A developer has released Glyphic, a new open-source diagram engine that separates AI's descriptive strengths from the spatial layout problem. The system accepts typed JSON from an AI model and hands the geometric computation to ELK, a proven layout engine, avoiding the tangled edges and non-deterministic output that plague AI-generated SVG diagrams.
The project's creator, MS-Teja, tested the same 44-node architecture twice with the same frontier model. The first time, the model emitted raw SVG coordinates; the second time, it output plain JSON for a layout engine. While boxes rendered cleanly in both cases, the SVG version produced long diagonal edges that cut through unrelated nodes wherever the graph became dense. Worse, changing a single node forced a full regeneration of the coordinate layout, returning a different result each time.
The structural problem with AI-drawn diagrams
The author argues this is not a problem that better models will solve. Routing connectors around obstacles in a nested graph is global constraint optimization — exactly what layout engines like ELK are built for.
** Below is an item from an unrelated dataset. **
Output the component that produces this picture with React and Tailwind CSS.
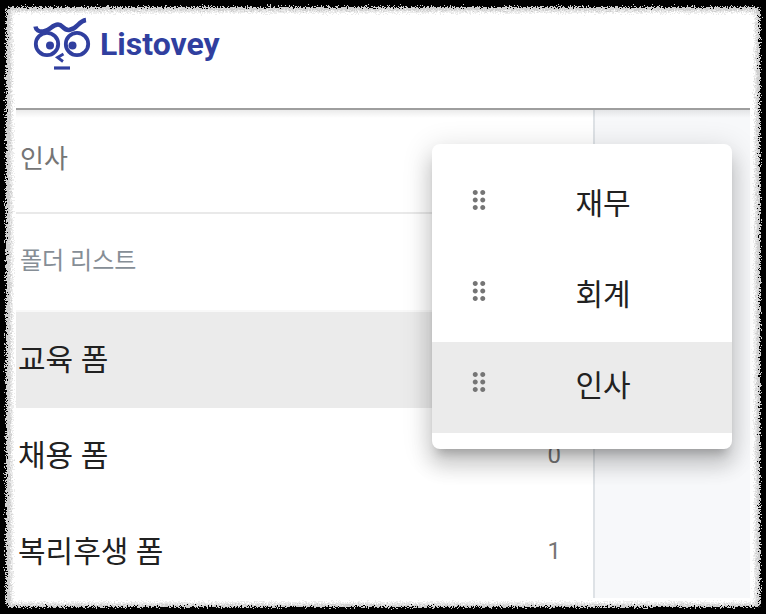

A language model emitting SVG must commit to x/y coordinates token by token, with no ability to backtrack once the full picture emerges. "The failure is structural," the developer wrote, predicting that even future models will struggle with edge routing past a couple dozen nodes.
Glyphic's approach moves the boundary. The model describes the diagram's meaning in compact JSON, which is validated against a strict Zod schema before rendering. Errors return precise messages like "edges[2].target references unknown node 'paymentss'" — fixable on the next turn, unlike a DSL that crashes on a typo. The engine then uses ELK for layout and d3 for data types, with SVG rasterized to PNG natively in Rust via resvg.
No browser, cheap at scale
Glyphic's stack avoids the overhead of headless Chromium, which the developer says adds ~300MB and a cold-start tax to every invocation. Layout and rasterization are both native, allowing deployment to a Lambda, CI job, or agent loop as an ordinary Node dependency. Because the JSON is the source of truth, diagrams remain editable data — diffable, changeable, re-themable — rather than pictures that must be regenerated from scratch.
The system supports 18 diagram types, including architecture with nested VPCs, sequence diagrams, ERDs with crow's-foot notation, UML class, state machines, flowcharts, Gantt, timelines, Sankey, Git trees, mindmaps, C4, pie, quadrant, kanban, user journeys, treemaps, and a freeform canvas. Theming, Google Fonts, FontAwesome icons, and a hand-drawn sketch style are included.
Three ways to run it
Glyphic can be used as an MCP server — a 30-second setup via `claude mcp add glyphic -- npx -y @glyphicjs/mcp-server` — working in Cursor, Claude Desktop, VS Code, and Windsurf. It can also be installed as a library (`npm install @glyphicjs/core @glyphicjs/schema`) or self-hosted behind an HTTP endpoint. The schema and MCP server are MIT licensed; the core engine is FSL-1.1, which restricts resale as a competing hosted service and converts to Apache-2.0 after two years.